|Posted on Thursday, February 02, 2006 - 11:25 am: |
"The dead must be somewhere; there's no such place as nowhere."
from 'Glad Ghosts' by DH Lawrence
|Posted on Saturday, February 04, 2006 - 05:05 am: |
Turning to DH Lawrence's story title (a brilliant story!), do you think ghosts are glad to be left roaming in the world their bodies used to live in - or sad?
|Posted on Saturday, February 04, 2006 - 05:37 am: |
As I don't believe in ghosts I guess it doesn't matter to me.
I'd think though that roaming the Earth without a body would be sad, or in least boring, after a time. I think it'd be easier to do it if in life you had been a childless detached "loner" type personality. If you had children, a beloved spouse, unrequited love, or other strong attachments I think it'd be harder.
|Posted on Sunday, February 05, 2006 - 12:25 am: |
Nor do I believe in ghosts as such, Thomas. However I do believe in real ghosts within fiction even to the extent that they appear unseen in some fictions otherwise the mechanics of their plots cannot be rationally be explained.
Humanists, atheists, rationalists etc can all believe in this 'religion' of ghosts.
Taking this further, is fiction a religion in itself?

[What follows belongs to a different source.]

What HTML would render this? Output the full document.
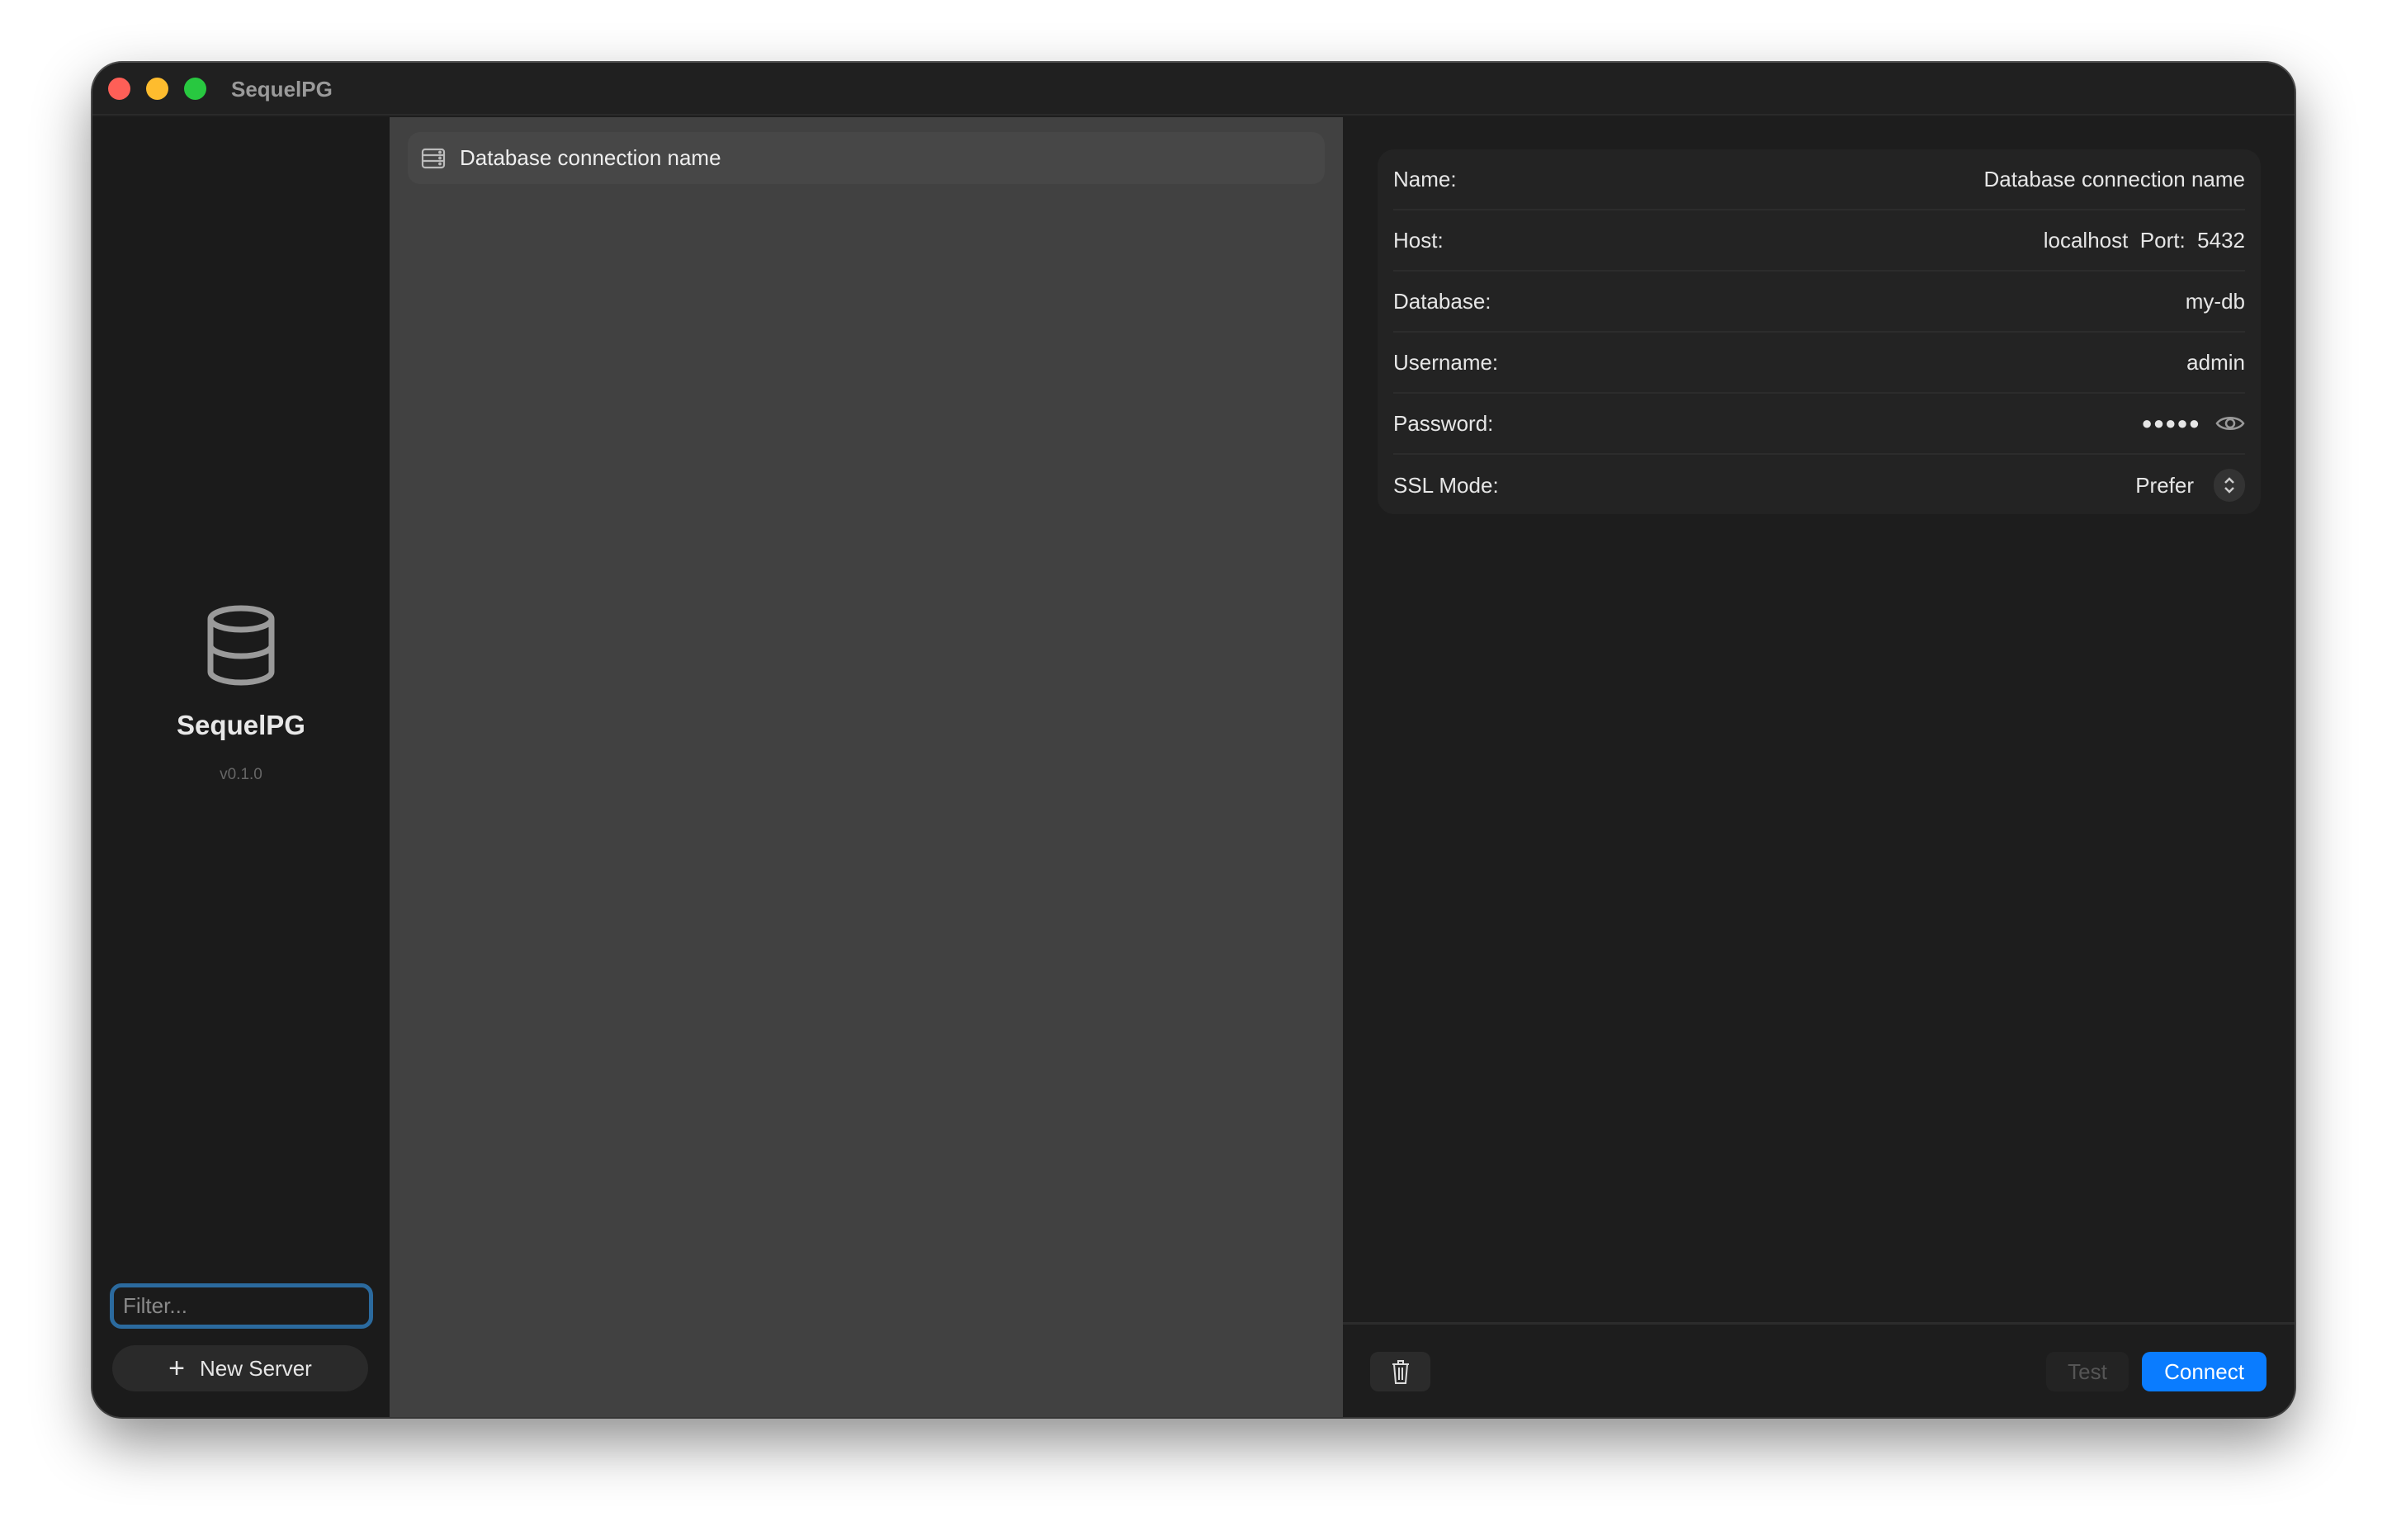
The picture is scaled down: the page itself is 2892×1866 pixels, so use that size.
<!DOCTYPE html>
<html><head><meta charset="utf-8"><style>
*{margin:0;padding:0;box-sizing:border-box}
body{width:2892px;height:1866px;background:#fff;position:relative;overflow:hidden;font-family:"Liberation Sans",sans-serif;color:#e6e6e6}
.win{position:absolute;left:112px;top:76px;width:2668px;height:1641px;border-radius:36px;background:#1d1d1d;overflow:hidden;box-shadow:0 30px 70px rgba(0,0,0,.45),0 0 0 2px #555}
.tb{position:absolute;left:0;top:0;width:100%;height:64px;background:#202020;border-bottom:2px solid #2a2a2a}
.dot{position:absolute;top:18px;width:27px;height:27px;border-radius:50%}
.title{position:absolute;left:168px;top:17px;font-size:26px;font-weight:bold;color:#9a9a9a}
.side{position:absolute;left:0;top:66px;width:360px;bottom:0;background:#1b1b1b}
.mid{position:absolute;left:360px;top:66px;width:1155px;bottom:0;background:#414141}
.right{position:absolute;left:1515px;top:66px;right:0;bottom:0;background:#1d1d1d}
.row{position:absolute;left:22px;top:18px;width:1111px;height:63px;background:#474747;border-radius:15px}
.form{position:absolute;left:42px;top:39px;width:1070px;height:442px;background:#232323;border-radius:20px}
.fr{position:absolute;left:19px;right:19px;height:74px;border-bottom:2px solid #2c2c2c;font-size:26px;display:flex;align-items:center;justify-content:space-between}
.btn{position:absolute;top:1496px;height:48px;border-radius:10px;font-size:26px;display:flex;align-items:center;justify-content:center}
</style></head><body>
<div class="win">
 <div class="tb">
  <div class="dot" style="left:19px;background:#fe5f57"></div>
  <div class="dot" style="left:65px;background:#febc2e"></div>
  <div class="dot" style="left:111px;background:#28c840"></div>
  <div class="title">SequelPG</div>
 </div>
 <div class="side">
  <svg style="position:absolute;left:138px;top:590px" width="84" height="100" viewBox="0 0 84 100" fill="none" stroke="#9a9a9a" stroke-width="7">
   <ellipse cx="42" cy="18" rx="37" ry="13"/>
   <path d="M5 18v64c0 7 17 13 37 13s37-6 37-13V18"/>
   <path d="M5 50c0 7 17 13 37 13s37-6 37-13"/>
  </svg>
  <div style="position:absolute;left:0;width:360px;top:718px;text-align:center;font-size:33px;font-weight:bold;color:#e8e8e8">SequelPG</div>
  <div style="position:absolute;left:0;width:360px;top:786px;text-align:center;font-size:19px;color:#666">v0.1.0</div>
  <div style="position:absolute;left:21px;top:1413px;width:319px;height:55px;border:5px solid #2b6a9e;border-radius:14px;background:#1b1b1b;font-size:26px;color:#8a8a8a;padding:7px 11px">Filter...</div>
  <div style="position:absolute;left:24px;top:1488px;width:310px;height:56px;border-radius:28px;background:#2a2a2a;font-size:26px;display:flex;align-items:center;justify-content:center;color:#e6e6e6"><span style="font-size:34px;font-weight:300;margin-right:18px">+</span>New Server</div>
 </div>
 <div class="mid">
  <div class="row">
   <svg style="position:absolute;left:16px;top:19px" width="30" height="26" viewBox="0 0 30 26" fill="none" stroke="#bbb" stroke-width="2.2"><rect x="2" y="2" width="26" height="22" rx="3"/><path d="M2 9h26M2 16h26"/><circle cx="23" cy="5.5" r=".8" fill="#bbb"/><circle cx="23" cy="12.5" r=".8" fill="#bbb"/><circle cx="23" cy="19.5" r=".8" fill="#bbb"/></svg>
   <div style="position:absolute;left:63px;top:16px;font-size:26px;color:#eee">Database connection name</div>
  </div>
 </div>
 <div class="right">
  <div class="form">
   <div class="fr" style="top:0"><span>Name:</span><span>Database connection name</span></div>
   <div class="fr" style="top:74px"><span>Host:</span><span>localhost&nbsp;&nbsp;Port:&nbsp;&nbsp;5432</span></div>
   <div class="fr" style="top:148px"><span>Database:</span><span>my-db</span></div>
   <div class="fr" style="top:222px"><span>Username:</span><span>admin</span></div>
   <div class="fr" style="top:296px"><span>Password:</span><span style="display:flex;align-items:center"><span style="letter-spacing:1px;font-size:22px">●●●●●</span><svg style="margin-left:18px" width="36" height="24" viewBox="0 0 36 24" fill="none" stroke="#999" stroke-width="2.5"><path d="M2 12C8 3 28 3 34 12C28 21 8 21 2 12Z"/><circle cx="18" cy="12" r="5"/></svg></span></div>
   <div class="fr" style="top:370px;border-bottom:none"><span>SSL Mode:</span><span style="display:flex;align-items:center">Prefer<span style="margin-left:24px;width:38px;height:40px;border-radius:19px;background:#333;display:inline-flex;align-items:center;justify-content:center"><svg width="16" height="24" viewBox="0 0 16 24" fill="none" stroke="#ccc" stroke-width="2.5"><path d="M3 9l5-5 5 5M3 15l5 5 5-5"/></svg></span></span></div>
  </div>
  <div style="position:absolute;left:0;right:0;top:1460px;height:3px;background:#2c2c2c"></div>
  <div class="btn" style="left:33px;width:73px;background:#2b2b2b"><svg width="24" height="32" viewBox="0 0 24 32" fill="none" stroke="#ddd" stroke-width="2"><path d="M2 7h20M9 7V3h6v4M4 7l2 23h12l2-23M10 11v15M14 11v15"/></svg></div>
  <div class="btn" style="left:852px;width:100px;background:#232323;color:#555">Test</div>
  <div class="btn" style="left:968px;width:151px;background:#0a7cff;color:#fff">Connect</div>
 </div>
</div>
</body></html>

|Posted on Sunday, February 05, 2006 - 12:39 am: |
If fiction is religion, one could call all fiction characters 'glad ghosts', as they are simply glad to be 'alive' for a while even if their lot is tragic!
|Posted on Thursday, February 09, 2006 - 12:26 am: |
Received this contribution from another source in a public place regarding considerations of 'Glad Ghosts':
I don't know if fiction can be called a religion, but I do know that when I experience a painful sense of spiritual emptiness, the only thing that soothes it, I being an atheistic-agnostic, is reading imaginative literature. That being the case, I suppose, for me, reading Lovecraft is like going to church!
To my mind, ghosts are much more plausible than God, and by no means are the two mutually dependent. I have experienced nothing to make me unequivocally a believer in ghosts, but enough to be inclined to think there may be something to the notion, though precisely what I remain far from knowing. Doubtless certain locations possess an inexplicable atmosphere of menace or oppression, and maybe this is due to some sort of psychic residue left by incidents which occurred there. This, I hasten to point out, is far from conceding that there are autonomous "beings" out there, possessing their own consciousness and living lives of their own.
I keep an open mind, but do my best to maintain a healthy skepticism. It's a huge step from believing nothing to believing something, but a very small step from believing something to believing everything, at which point one's hold on rationality, I fear, may become tenuous.
Great D.H. Lawrence quote, BTW.
The above sets out my own position much better than I can express it with my own vexed texture of text!